Holocaust survivor Meyer Hack found the items during slave labor in Auschwitz

14 June 2009

Tomorrow, Monday, June 15, 2009 at 11:00, Holocaust survivor Meyer Hack will donate personal items of victims of Auschwitz to Yad Vashem. Hack has arrived from Massachusetts, USA for the occasion.

Forced to work as a slave laborer in Auschwitz, in the “clothing chamber” (“Bekleidungskammer”) that received the tattered clothing after its initial sorting in the “Kanada” storerooms, Meyer had to mark the clothes with a red X, and redistribute them as prisoner clothing. On occasion, he found belongings that the deportees had hidden in the linings of the clothing, prior to their arrival in the camp. Hack managed to keep some items with him through liberation, and for more than 60 years, kept his story quiet. Now, he will present the items for eternal safekeeping to Yad Vashem’s artifacts collection.


About Meyer Hack


Meyer Hack was born in 1914 in Ciechanow, Poland. He was deported in 1942 together with his mother, brother and two sisters, to the Auschwitz-Birkenau death camp. His mother and sisters were murdered on arrival and his brother was murdered later on. Meyer was sent to forced labor hauling carts of personal effects and clothing between Birkenau and Auschwitz before their eventual transfer to Germany.

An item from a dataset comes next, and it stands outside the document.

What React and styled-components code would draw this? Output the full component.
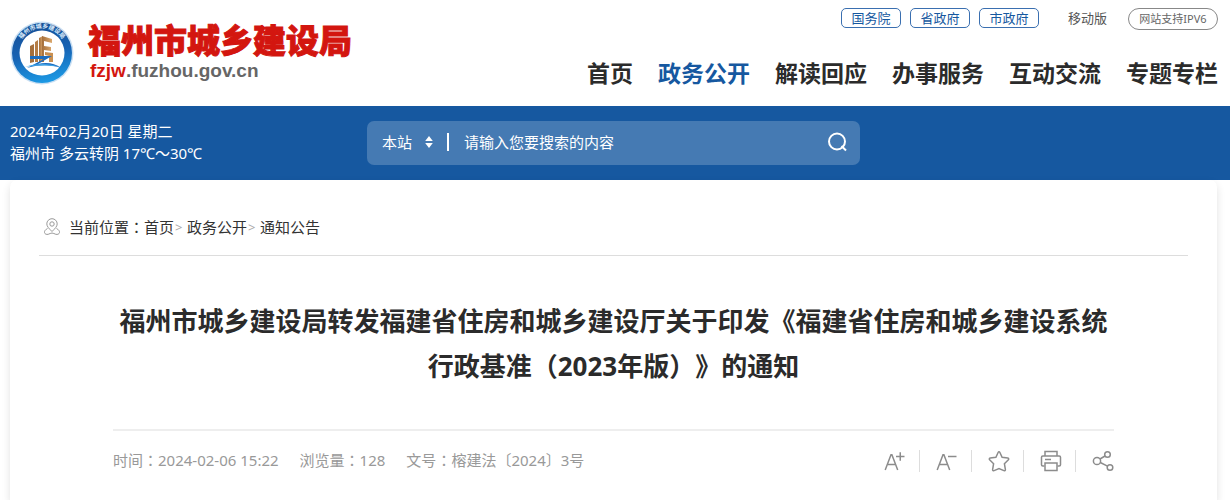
import React, { useState } from "react";
import styled, { createGlobalStyle } from "styled-components";

const departments = ["国务院", "省政府", "市政府"];

const menu = ["首页", "政务公开", "解读回应", "办事服务", "互动交流", "专题专栏"];

const crumbs = ["首页", "政务公开", "通知公告"];

const meta = [
  { label: "时间", value: "2024-02-06 15:22" },
  { label: "浏览量", value: "128" },
  { label: "文号", value: "榕建法〔2024〕3号" },
];

const Emblem = () => (
  <svg width="64" height="64" viewBox="0 0 64 64" aria-hidden="true">
    <defs>
      <linearGradient id="ring" x1="0.4" y1="0" x2="0.6" y2="1">
        <stop offset="0" stopColor="#164f96" />
        <stop offset="0.5" stopColor="#1763b4" />
        <stop offset="1" stopColor="#1c9be6" />
      </linearGradient>
      <linearGradient id="tower" x1="0" y1="0" x2="1" y2="0">
        <stop offset="0" stopColor="#a56f3c" />
        <stop offset="1" stopColor="#dba86c" />
      </linearGradient>
      <path id="arc" d="M8.500 36a24 24 0 1 1 47 0" />
    </defs>
    <circle cx="32" cy="32" r="31.500" fill="#c9dff3" />
    <circle cx="32" cy="32" r="30" fill="url(#ring)" />
    <circle cx="32" cy="32" r="22.500" fill="#fff" />
    <text fill="#dcebfa" fontSize="6" fontWeight="700">
      <textPath href="#arc" startOffset="50%" textAnchor="middle">
        福州市城乡建设局
      </textPath>
    </text>
    <path d="M20 25l4-2v18l-4 1z" fill="#a56f3c" />
    <path d="M25 21l3-2v22h-3z" fill="#b57d46" />
    <path d="M29 17l4-2v26h-4z" fill="url(#tower)" />
    <path d="M32 15l10 3v4l-8-2v5l7 1v4l-7-1v12h-2z" fill="url(#tower)" />
    <path d="M35 31l8 1v9h-4v-6l-4-1z" fill="#c98f50" />
    <path d="M20 35h22l-14 8c8-2 17-1 23 4-9-3-20-4-34 0l17-9H20z" fill="#1c6dc0" />
    <path d="M15 46c10-4 24-4 35 0-11-2-24-2-35 0z" fill="#3fa5e8" />
  </svg>
);

const PinIcon = () => (
  <svg
    width="18"
    height="18"
    viewBox="0 0 18 18"
    fill="none"
    stroke="#999"
    aria-hidden="true"
  >
    <path d="M9 13.500C6 10.500 3.800 8.500 3.800 5.900a5.200 5.200 0 0 1 10.400 0c0 2.600-2.200 4.600-5.200 7.600z" />
    <circle cx="9" cy="6" r="2.200" />
    <path d="M4.500 10.500C2.500 11.500 1.300 13 1.500 14.500c.2 1.600 2 2.200 3.700 1.800 1.500-.4 2.500-1.300 3.800-1.300s2.300.9 3.800 1.300c1.700.4 3.500-.2 3.700-1.800.2-1.500-1-3-3-4" />
  </svg>
);

const SearchIcon = () => (
  <svg
    width="22"
    height="22"
    viewBox="0 0 22 22"
    fill="none"
    stroke="#fff"
    strokeWidth="2"
    aria-hidden="true"
  >
    <circle cx="11" cy="10.500" r="8" />
    <path d="M15.500 15l4.500 4.500" />
  </svg>
);

const ArrowsIcon = () => (
  <svg width="8" height="12" viewBox="0 0 8 12" fill="#fff" aria-hidden="true">
    <path d="M4 0l3.800 5H.2zM4 12L.2 7h7.600z" />
  </svg>
);

const LargerIcon = () => (
  <ToolIcon>
    <path d="M1.200 20L7 4.800h.9L13.700 20M3.500 14.500h8" />
    <path d="M12 6.500h8.500M16.250 2.200v8.500" />
  </ToolIcon>
);

const SmallerIcon = () => (
  <ToolIcon>
    <path d="M1.200 20L7 4.800h.9L13.700 20M3.500 14.500h8" />
    <path d="M12 6.500h8.500" />
  </ToolIcon>
);

const StarIcon = () => (
  <ToolIcon>
    <path d="M11 1.800c.4 0 .7.300.9.700l2.200 4.700 5.700.8c.9.100 1.200 1.100.6 1.700l-4 4 1 5.900c.1.900-.7 1.300-1.500 1L11 18.500l-4.900 2.100c-.8.300-1.600-.1-1.500-1l1-5.900-4-4C1 9.100 1.300 8.100 2.200 8l5.700-.8 2.200-4.700c.2-.4.500-.7.900-.7z" />
  </ToolIcon>
);

const PrintIcon = () => (
  <ToolIcon>
    <path d="M5 6V1.500h12V6" />
    <path d="M4.500 16H2.800C1.900 16 1.500 15.500 1.500 14.800V7.300C1.500 6.500 2 6 2.800 6h16.400c.8 0 1.300.5 1.300 1.300v7.500c0 .7-.4 1.200-1.300 1.200h-1.700" />
    <path d="M5 13h12v7.500H5zM5 9.500h6" />
  </ToolIcon>
);

const ShareIcon = () => (
  <ToolIcon>
    <circle cx="5" cy="11" r="3.600" />
    <circle cx="15.500" cy="4.500" r="2.800" />
    <circle cx="18" cy="17.500" r="2.800" />
    <path d="M8 9l5-3M8.300 12.500l7.200 3.700" />
  </ToolIcon>
);

const tools = [
  { name: "放大字号", Icon: LargerIcon },
  { name: "缩小字号", Icon: SmallerIcon },
  { name: "收藏", Icon: StarIcon },
  { name: "打印", Icon: PrintIcon },
  { name: "分享", Icon: ShareIcon },
];

const App = () => {
  const [keyword, setKeyword] = useState("");

  return (
    <Page>
      <GlobalStyle />
      <Header>
        <Brand href="#">
          <Emblem />
          <BrandText>
            <BrandName>福州市城乡建设局</BrandName>
            <BrandUrl>
              <b>fzjw</b>.fuzhou.gov.cn
            </BrandUrl>
          </BrandText>
        </Brand>
        <HeaderSide>
          <TopLinks>
            {departments.map((item) => (
              <Department href="#" key={item}>
                {item}
              </Department>
            ))}
            <MobileLink href="#">移动版</MobileLink>
            <Ipv6 href="#">网站支持IPV6</Ipv6>
          </TopLinks>
          <Menu>
            {menu.map((item) => (
              <MenuLink href="#" key={item} $active={item === "政务公开"}>
                {item}
              </MenuLink>
            ))}
          </Menu>
        </HeaderSide>
      </Header>

      <Banner>
        <Weather>
          <p>2024年02月20日 星期二</p>
          <p>福州市 多云转阴 17℃～30℃</p>
        </Weather>
        <SearchForm onSubmit={(e) => e.preventDefault()}>
          <Scope>
            <ScopeSelect aria-label="搜索范围">
              <option>本站</option>
            </ScopeSelect>
            <ArrowsIcon />
          </Scope>
          <SearchInput
            aria-label="搜索"
            placeholder="请输入您要搜索的内容"
            value={keyword}
            onChange={(e) => setKeyword(e.target.value)}
          />
          <SearchButton type="submit" aria-label="搜索">
            <SearchIcon />
          </SearchButton>
        </SearchForm>
      </Banner>

      <Card>
        <Breadcrumb>
          <PinIcon />
          <CrumbLabel>
            当前位置<Colon>：</Colon>
          </CrumbLabel>
          {crumbs.map((item, i) => (
            <React.Fragment key={item}>
              {i > 0 && <Separator>&gt;</Separator>}
              <a href="#">{item}</a>
            </React.Fragment>
          ))}
        </Breadcrumb>
        <Article>
          <Title>
            福州市城乡建设局转发福建省住房和城乡建设厅关于印发《福建省住房和城乡建设系统行政基准（2023年版）》的通知
          </Title>
          <InfoBar>
            <MetaList>
              {meta.map((item) => (
                <li key={item.label}>
                  {item.label}
                  <Colon>：</Colon>
                  {item.value}
                </li>
              ))}
            </MetaList>
            <Tools>
              {tools.map(({ name, Icon }) => (
                <ToolButton type="button" aria-label={name} key={name}>
                  <Icon />
                </ToolButton>
              ))}
            </Tools>
          </InfoBar>
        </Article>
      </Card>
    </Page>
  );
};

export default App;

const GlobalStyle = createGlobalStyle`
  * {
    box-sizing: border-box;
  }

  body {
    margin: 0;
    background: #fff;
    color: #333;
    font-family: "Noto Sans", "Noto Sans CJK SC", sans-serif;
    font-size: 15px;
    line-height: 22px;
    text-spacing-trim: space-all;
  }

  a {
    color: inherit;
    text-decoration: none;
  }

  p {
    margin: 0;
  }

  button, input, select {
    padding: 0;
    border: 0;
    background: none;
    color: inherit;
    font: inherit;
    outline: none;
  }
`;

const Page = styled.div`
  display: flex;
  flex-direction: column;
  min-height: 100vh;
`;

const Header = styled.header`
  display: flex;
  justify-content: space-between;
  height: 106px;
  padding: 0 12px 0 10px;
`;

const Brand = styled.a`
  display: flex;
  align-items: center;
  gap: 14px;
`;

const BrandText = styled.span`
  display: flex;
  flex-direction: column;
`;

const BrandName = styled.strong`
  color: #d3160f;
  font-family: "Liberation Sans", "Noto Sans CJK SC", sans-serif;
  font-size: 33px;
  font-weight: 900;
  line-height: 36px;
  -webkit-text-stroke: 1px #d3160f;
`;

const BrandUrl = styled.span`
  padding-left: 2px;
  color: #666;
  font-family: "Liberation Sans", sans-serif;
  font-size: 19px;
  font-weight: 700;
  line-height: 22px;

  b {
    color: #d3160f;
  }
`;

const HeaderSide = styled.div`
  display: flex;
  flex-direction: column;
  align-items: flex-end;
  gap: 27px;
  padding-top: 8px;
`;

const TopLinks = styled.div`
  display: flex;
  font-size: 13px;
  line-height: 18px;
`;

const Department = styled.a`
  width: 60px;
  height: 20px;
  margin-right: 9px;
  border: 1px solid #3a6fb0;
  border-radius: 5px;
  color: #1658a0;
  text-align: center;
`;

const MobileLink = styled.a`
  margin: 0 21px 0 20px;
  line-height: 20px;
  color: #555;
`;

const Ipv6 = styled.a`
  width: 90px;
  height: 22px;
  border: 1px solid #888;
  border-radius: 11px;
  color: #666;
  font-size: 11px;
  line-height: 20px;
  text-align: center;
`;

const Menu = styled.nav`
  display: flex;
  gap: 25px;
`;

const MenuLink = styled.a`
  color: ${({ $active }) => ($active ? "#1658a0" : "#2b2b2b")};
  font-size: 23px;
  font-weight: 700;
  line-height: 32px;
`;

const Banner = styled.section`
  display: grid;
  grid-template-columns: 357px minmax(0, 493px);
  align-items: center;
  height: 74px;
  padding: 0 10px;
  background: #1658a0;
  color: #fff;
`;

const Weather = styled.div`
  padding-bottom: 2px;
`;

const SearchForm = styled.form`
  display: flex;
  align-items: center;
  height: 44px;
  padding: 0 12px 2px 15px;
  border-radius: 7px;
  background: #457ab3;
`;

const Scope = styled.div`
  display: flex;
  align-items: center;
  gap: 12px;
  height: 18px;
  padding-right: 14px;
  border-right: 2px solid #fff;
`;

const ScopeSelect = styled.select`
  width: 31px;
  appearance: none;
`;

const SearchInput = styled.input`
  flex: 1;
  min-width: 0;
  padding-left: 15px;

  &::placeholder {
    color: #fff;
    opacity: 1;
  }
`;

const SearchButton = styled.button`
  display: flex;
  cursor: pointer;
`;

const Card = styled.main`
  flex: 1;
  margin: 0 13px 0 10px;
  padding: 0 29px;
  border-radius: 7px 7px 0 0;
  background: #fff;
  box-shadow: 0 4px 8px rgba(0, 0, 0, 0.12);
`;

const Breadcrumb = styled.nav`
  display: flex;
  align-items: center;
  height: 76px;
  padding: 18px 4px 0;
  border-bottom: 1px solid #ddd;
`;

const CrumbLabel = styled.span`
  margin-left: 8px;
`;

// the TC face keeps the full-width colon in the middle of its cell
const Colon = styled.span`
  font-family: "Noto Sans CJK TC", sans-serif;
`;

const Separator = styled.span`
  width: 13px;
  padding-left: 1px;
  color: #aaa;
  font-size: 13px;
`;

const Article = styled.article`
  padding: 43px 74px 0;
`;

const Title = styled.h1`
  margin: 0;
  padding-bottom: 40px;
  border-bottom: 2px solid #eee;
  color: #2b2b2b;
  font-size: 26px;
  line-height: 45px;
  text-align: center;
`;

const InfoBar = styled.div`
  display: flex;
  align-items: center;
  justify-content: space-between;
  height: 60px;
  color: #999;
`;

const MetaList = styled.ul`
  display: flex;
  gap: 21px;
  margin: 0;
  padding: 0 0 2px;
  list-style: none;
`;

const Tools = styled.div`
  display: flex;
`;

const ToolButton = styled.button`
  display: flex;
  cursor: pointer;

  & + & {
    margin-left: 13px;
    padding-left: 16px;
    border-left: 1px solid #ddd;
  }
`;

const ToolIcon = styled.svg.attrs({
  width: 22,
  height: 22,
  viewBox: "0 0 22 22",
  "aria-hidden": true,
})`
  fill: none;
  stroke: #8c8c8c;
  stroke-width: 1.5;
`;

In 1944 Meyer was transferred to a work detail in the “Bekleidungskammer”, where he found personal items during his forced labor. Meyer safeguarded the items, hiding them in a hole that he dug behind his barrack. In January 1945, before he was forced on a “death march” from Auschwitz-Birkenau to Dachau, he collected the items in a sock. He managed to keep them during a second “death march” in May 1945 from Dachau towards Munich, from which he escaped to the forests, until liberation.


For sixty years he kept the story close to his heart. Now he is donating the items to Yad Vashem’s Artifacts Collection, as a memorial to their original owners who were murdered.